Nos dias que antecederam o feriado, chamamentos pela internet indicavam que o STF seria alvo de questionamentos intensos, para além dos limites do direito à opinião. O cientista político Sérgio Praça, da FGV, destaca o fato de a Suprema Corte ter conseguido enfrentar críticas e buscar respostas à altura dos ataques sofridos. “O saldo do STF é positivo”, resume.
Sobre os atos durante o 7 de setembro, Luciana Santana o nível de instabilidade. “As relações institucionais passaram por momentos delicados. Protestos democráticos se misturaram com manifestações antidemocráticas, que pregavam invasões e fechamento de instituições. E tivemos a participação do presidente nessas manifestações. Isso foi muito grave e gerou um constrangimento entre as forças políticas e jurídicas”, explica.
A espera de André Mendonça
Após a mais longa espera da história, André Mendonça, ex-advogado-geral da União e ex-ministro da Justiça do governo Bolsonaro, garantiu a vaga da Suprema Corte herdada do agora aposentado Marco Aurélio Mello.
Mendonça, que é pastor presbiteriano e bacharel em Teologia, preenche os requisitos declarados por Bolsonaro, que buscava um indicado “terrivelmente evangélico”.
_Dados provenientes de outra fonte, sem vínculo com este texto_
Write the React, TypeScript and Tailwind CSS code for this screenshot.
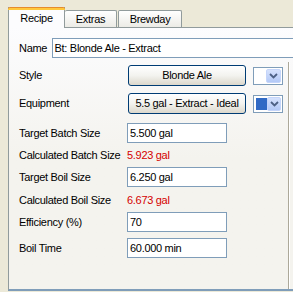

Mas entre o anúncio de que Mendonça era o escolhido e a sabatina no Senado se passaram 3 meses e 19 dias. O rito de avaliação do candidato foi sendo adiado pelo presidente da Comissão de Constituição e Justiça do Senado, Davi Alcolumbre.
Um dos motivos do desconforto foi o fato de Mendonça ter recorrido à Lei de Segurança Nacional (LSN) para tentar enquadrar opositores do governo.
Enquanto o processo de seleção se arrastava, se acumulavam julgamentos no STF que dependiam de quórum completo.
Luciana Santana define que o ano termina com um STF que passou por provocações. “As oposições e os independentes buscaram muito a Corte”, enfatiza. Para a cientista política, o Supremo assumiu um protagonismo e ficou bastante exposto, diante de vários acontecimentos extremados durante 2021.